I'm trying to solve the prob birthday cake... used backtracking to find the radii and heights.. My procedure's taking huge time.. abt 2:45 mins in my machine for the input 100000 10.. :oops: :(

In a particular level i calculated the maximum remaining volume and the minimum remaining volume and avoided impossible one...
It seems that for all choices i can't reach to target volume but i don't have any idea how to avoid these redundant calculations....
:oops: :oops: :oops: :oops: :oops: :oops: :cry:

Here my code is given.... I'll be highly obliged if anyone share any idea of further pruning...

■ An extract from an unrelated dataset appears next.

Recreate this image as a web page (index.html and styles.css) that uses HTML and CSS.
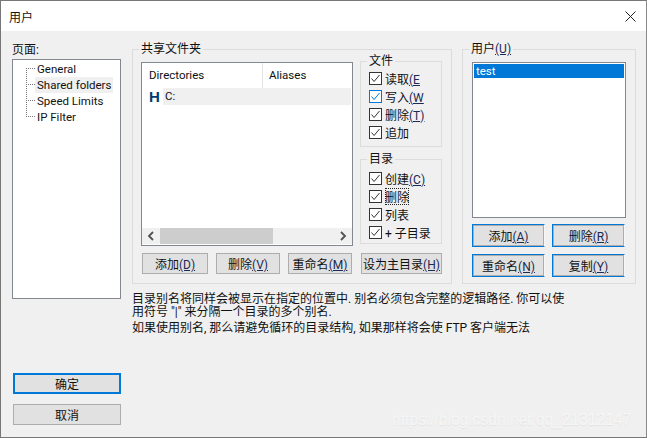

Regards.... waiting for reply...

Code: Select all

#include <stdio.h>
#include <math.h>
#define N 12
#define inf 100000000L
long n,m,s;
void backtrack(long curv,long curs,long k,long r[],long h[],bool *f1);
int main(void)
{
       long a[N],b[N],test=0;
       bool f1;
       while( scanf("%ld",&n) == 1 && n)
       {
               test++;
               scanf("%ld",&m);
               s=inf;
               a[0]=(long)sqrt(n)+1;
               b[0]=n/(a[0]-1)*(a[0]-1) +1;
               f1=false;
               backtrack(0,0,0,a,b,&f1);
               printf("Case %ld: ",test);
               if(s >= inf) s=0;
               printf("%ld\n",s);
       }
       return 0;
}
void backtrack(long curv,long curs,long k,long r[],long h[],bool *f1)
{
       if(k == m)
       {
               curs+= r[1]*r[1];
               if(curs < s ) s=curs;
               *f1=true;
               return;
       }
       if(curv >= n)return;
       if( k > 1 && curs+r[1]*r[1] >= s)return;

       long maxr,maxh,maxvol,minvol,i,j,restl,restv,l,mins;

       restl=m-k;
       restv=n-curv;
       k++;
       minvol=(restl*restl*(restl+1)*(restl+1))/4;
       if( minvol + curv > n) return;

       mins=restl*(restl+1)*(2*restl+1)/3;
       if(k>1 && mins + curs +r[1]*r[1] > s)return;

       maxr = (long)sqrt(n/k);
       if(k > 1 && (maxr >= r[k-1])) maxr=r[k-1]-1;
       for(i= maxr; i>=restl; i--)
       {
               if(2*restv/i+1>= s) return;

               maxh = restv/(i*i);
               if(k > 1 && (maxh >= h[k-1])) maxh=h[k-1]-1;
               r[k]=i;

               *f1=false;
               for(j=maxh; j>=restl; j--)
               {
                       maxvol=0;
                       for(l=0; l<restl; l++) maxvol+=(i-l)*(i-l)*(j-l);
                       if( curv + maxvol < n) break;

                       h[k]=j;
                       backtrack(curv+i*i*j,curs+2*i*j,k,r,h,f1);
                       if(*f1 && k==m-1)break;
               }
       }
       return;
}

Posted: Sat May 26, 2007 6:59 am
by rujialiu
look at the formulae of S and V. They look similar. This leads to another useful pruning based on inequality. good luck

Re: 11196 - Birthday Cake

Posted: Wed Jun 16, 2010 5:41 pm
by roticv
Thank for the hint. Managed to solved it after so long.

A hint from me is that the order you search matters too. I just changed the order and my code which probably takes hours to run manage to solve the largest test case in a short time.